Return every line below in which "index" appears.

- **Information provided**:
• • • • •

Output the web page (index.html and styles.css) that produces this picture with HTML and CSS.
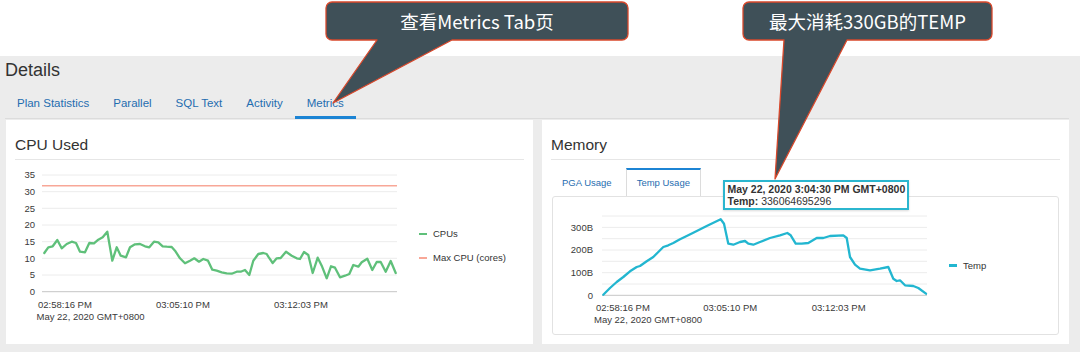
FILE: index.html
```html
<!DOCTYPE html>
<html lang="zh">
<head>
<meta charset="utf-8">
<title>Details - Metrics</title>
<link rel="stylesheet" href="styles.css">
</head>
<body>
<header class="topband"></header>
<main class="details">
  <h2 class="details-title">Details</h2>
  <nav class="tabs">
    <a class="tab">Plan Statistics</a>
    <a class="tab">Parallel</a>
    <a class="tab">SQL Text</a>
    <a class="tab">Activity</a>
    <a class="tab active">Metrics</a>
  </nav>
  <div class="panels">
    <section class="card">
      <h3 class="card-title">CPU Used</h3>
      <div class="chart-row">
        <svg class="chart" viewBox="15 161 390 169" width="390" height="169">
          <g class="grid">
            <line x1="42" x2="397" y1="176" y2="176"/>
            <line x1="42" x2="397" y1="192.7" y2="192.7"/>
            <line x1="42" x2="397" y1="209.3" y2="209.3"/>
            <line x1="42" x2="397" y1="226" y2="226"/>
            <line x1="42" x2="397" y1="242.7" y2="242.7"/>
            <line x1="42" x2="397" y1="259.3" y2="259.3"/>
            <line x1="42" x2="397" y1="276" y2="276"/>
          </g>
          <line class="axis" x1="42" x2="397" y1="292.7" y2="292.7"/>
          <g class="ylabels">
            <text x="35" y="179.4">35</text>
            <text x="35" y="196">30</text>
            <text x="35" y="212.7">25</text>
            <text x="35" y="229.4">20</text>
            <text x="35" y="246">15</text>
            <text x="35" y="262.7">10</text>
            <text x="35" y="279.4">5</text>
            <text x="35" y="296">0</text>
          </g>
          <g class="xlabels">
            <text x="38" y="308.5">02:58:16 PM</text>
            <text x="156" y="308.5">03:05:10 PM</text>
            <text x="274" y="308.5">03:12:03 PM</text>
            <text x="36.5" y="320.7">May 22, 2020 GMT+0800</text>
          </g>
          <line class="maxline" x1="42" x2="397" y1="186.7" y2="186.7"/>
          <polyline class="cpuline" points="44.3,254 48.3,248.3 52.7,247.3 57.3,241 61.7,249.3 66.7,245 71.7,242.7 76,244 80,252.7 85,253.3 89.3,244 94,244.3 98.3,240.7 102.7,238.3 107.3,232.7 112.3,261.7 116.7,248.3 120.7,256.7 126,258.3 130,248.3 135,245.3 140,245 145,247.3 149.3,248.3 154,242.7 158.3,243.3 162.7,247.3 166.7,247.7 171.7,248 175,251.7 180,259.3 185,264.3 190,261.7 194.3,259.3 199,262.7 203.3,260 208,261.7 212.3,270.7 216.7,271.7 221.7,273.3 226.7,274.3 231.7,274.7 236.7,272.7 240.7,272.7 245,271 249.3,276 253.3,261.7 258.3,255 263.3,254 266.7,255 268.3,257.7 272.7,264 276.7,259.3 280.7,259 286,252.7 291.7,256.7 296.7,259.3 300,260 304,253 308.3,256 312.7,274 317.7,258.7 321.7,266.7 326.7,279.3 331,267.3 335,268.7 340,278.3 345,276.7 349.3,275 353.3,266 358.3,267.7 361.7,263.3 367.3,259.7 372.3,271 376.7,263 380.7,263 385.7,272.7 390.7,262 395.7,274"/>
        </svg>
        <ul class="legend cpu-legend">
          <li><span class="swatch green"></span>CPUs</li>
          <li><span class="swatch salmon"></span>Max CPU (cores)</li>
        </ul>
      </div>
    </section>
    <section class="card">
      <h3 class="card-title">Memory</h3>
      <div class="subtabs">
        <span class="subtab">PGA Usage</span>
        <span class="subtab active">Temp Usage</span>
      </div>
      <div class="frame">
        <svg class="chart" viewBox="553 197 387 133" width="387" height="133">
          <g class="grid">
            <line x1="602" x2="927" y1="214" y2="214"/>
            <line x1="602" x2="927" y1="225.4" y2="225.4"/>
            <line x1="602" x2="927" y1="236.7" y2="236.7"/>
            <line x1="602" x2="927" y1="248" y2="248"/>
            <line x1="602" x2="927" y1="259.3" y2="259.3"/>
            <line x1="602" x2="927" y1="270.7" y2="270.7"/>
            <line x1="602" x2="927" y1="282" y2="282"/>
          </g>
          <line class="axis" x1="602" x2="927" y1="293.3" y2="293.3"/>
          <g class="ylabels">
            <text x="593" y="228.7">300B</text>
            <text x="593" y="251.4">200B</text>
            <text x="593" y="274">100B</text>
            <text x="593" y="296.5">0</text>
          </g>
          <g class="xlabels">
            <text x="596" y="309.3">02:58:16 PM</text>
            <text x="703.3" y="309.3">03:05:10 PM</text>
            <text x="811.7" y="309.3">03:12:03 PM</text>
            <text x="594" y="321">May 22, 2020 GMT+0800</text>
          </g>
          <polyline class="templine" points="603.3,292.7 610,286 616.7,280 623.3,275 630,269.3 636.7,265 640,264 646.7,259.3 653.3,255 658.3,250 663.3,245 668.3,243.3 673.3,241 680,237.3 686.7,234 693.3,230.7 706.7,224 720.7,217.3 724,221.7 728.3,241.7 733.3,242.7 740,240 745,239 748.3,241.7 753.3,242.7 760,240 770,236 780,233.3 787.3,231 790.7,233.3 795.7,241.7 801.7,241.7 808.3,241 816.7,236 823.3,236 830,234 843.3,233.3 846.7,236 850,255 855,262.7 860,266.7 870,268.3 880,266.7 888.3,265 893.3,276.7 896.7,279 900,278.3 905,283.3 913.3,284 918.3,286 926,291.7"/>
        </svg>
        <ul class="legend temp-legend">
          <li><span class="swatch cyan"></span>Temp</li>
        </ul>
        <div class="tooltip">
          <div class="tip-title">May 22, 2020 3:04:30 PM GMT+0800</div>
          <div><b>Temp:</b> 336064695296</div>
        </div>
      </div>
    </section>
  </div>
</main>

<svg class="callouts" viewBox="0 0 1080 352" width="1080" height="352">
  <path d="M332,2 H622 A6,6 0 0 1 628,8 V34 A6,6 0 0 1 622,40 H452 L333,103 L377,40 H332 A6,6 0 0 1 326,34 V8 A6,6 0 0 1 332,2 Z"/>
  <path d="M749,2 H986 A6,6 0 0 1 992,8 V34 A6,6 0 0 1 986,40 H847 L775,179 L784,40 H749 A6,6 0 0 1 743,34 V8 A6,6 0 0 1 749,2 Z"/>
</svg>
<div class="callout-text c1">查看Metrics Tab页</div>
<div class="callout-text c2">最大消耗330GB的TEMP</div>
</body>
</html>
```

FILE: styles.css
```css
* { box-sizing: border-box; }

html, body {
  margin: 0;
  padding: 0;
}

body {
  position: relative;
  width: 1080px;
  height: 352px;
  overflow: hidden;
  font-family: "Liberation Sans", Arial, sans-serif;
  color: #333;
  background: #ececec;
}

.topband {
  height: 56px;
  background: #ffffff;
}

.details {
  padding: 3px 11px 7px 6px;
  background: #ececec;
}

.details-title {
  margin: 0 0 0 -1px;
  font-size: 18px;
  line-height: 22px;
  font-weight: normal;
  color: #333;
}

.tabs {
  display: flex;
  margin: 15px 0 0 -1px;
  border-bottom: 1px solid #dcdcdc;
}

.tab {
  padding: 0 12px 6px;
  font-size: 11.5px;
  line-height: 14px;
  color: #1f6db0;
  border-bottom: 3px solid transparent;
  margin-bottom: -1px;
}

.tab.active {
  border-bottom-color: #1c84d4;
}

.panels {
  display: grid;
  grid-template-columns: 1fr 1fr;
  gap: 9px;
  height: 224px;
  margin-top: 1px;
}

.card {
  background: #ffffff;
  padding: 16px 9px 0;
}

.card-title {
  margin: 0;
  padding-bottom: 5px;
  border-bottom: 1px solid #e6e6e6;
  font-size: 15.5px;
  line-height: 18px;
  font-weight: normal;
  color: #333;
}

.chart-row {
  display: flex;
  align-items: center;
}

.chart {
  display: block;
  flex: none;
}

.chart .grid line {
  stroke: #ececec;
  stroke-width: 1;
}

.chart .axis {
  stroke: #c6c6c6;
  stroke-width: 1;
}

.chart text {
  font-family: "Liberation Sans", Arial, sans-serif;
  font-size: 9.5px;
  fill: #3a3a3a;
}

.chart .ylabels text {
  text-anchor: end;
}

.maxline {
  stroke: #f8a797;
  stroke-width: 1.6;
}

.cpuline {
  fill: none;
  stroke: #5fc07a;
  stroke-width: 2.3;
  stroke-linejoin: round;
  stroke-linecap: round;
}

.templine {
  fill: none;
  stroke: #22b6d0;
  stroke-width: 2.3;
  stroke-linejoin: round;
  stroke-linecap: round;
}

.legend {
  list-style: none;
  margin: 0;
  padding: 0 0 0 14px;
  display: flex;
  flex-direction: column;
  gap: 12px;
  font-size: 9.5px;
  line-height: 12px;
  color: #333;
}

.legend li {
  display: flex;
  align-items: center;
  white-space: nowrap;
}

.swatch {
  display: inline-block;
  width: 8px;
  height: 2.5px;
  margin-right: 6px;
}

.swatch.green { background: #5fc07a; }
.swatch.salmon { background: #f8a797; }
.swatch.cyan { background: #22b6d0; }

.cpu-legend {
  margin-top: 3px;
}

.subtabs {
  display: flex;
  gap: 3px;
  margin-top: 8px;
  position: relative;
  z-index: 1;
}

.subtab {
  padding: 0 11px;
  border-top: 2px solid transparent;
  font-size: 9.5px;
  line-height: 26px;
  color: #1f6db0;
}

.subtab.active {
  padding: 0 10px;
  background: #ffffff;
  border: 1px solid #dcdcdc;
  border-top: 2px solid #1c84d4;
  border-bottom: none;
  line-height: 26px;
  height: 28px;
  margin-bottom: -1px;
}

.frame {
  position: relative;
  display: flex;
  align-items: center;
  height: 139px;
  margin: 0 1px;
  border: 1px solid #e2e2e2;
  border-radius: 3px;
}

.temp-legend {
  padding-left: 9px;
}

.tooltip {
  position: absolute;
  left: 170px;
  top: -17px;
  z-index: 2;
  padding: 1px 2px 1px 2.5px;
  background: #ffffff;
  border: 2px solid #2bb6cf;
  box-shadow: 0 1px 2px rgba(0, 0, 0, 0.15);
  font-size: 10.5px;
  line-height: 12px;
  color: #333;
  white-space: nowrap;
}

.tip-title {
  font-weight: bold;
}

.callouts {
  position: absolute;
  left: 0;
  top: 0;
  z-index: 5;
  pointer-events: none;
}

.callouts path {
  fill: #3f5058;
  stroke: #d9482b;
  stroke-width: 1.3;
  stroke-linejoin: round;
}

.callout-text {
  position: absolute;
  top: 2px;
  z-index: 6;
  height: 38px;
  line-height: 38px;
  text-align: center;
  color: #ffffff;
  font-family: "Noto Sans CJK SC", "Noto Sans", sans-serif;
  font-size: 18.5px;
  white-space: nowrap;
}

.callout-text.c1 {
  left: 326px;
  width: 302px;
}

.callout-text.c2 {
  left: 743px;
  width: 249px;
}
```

• • • • •

- **Worked solution**:
Output the web page (index.html and styles.css) that produces this picture with HTML and CSS.
FILE: index.html
  z-index: 1;
  z-index: 2;
  z-index: 5;
  z-index: 6;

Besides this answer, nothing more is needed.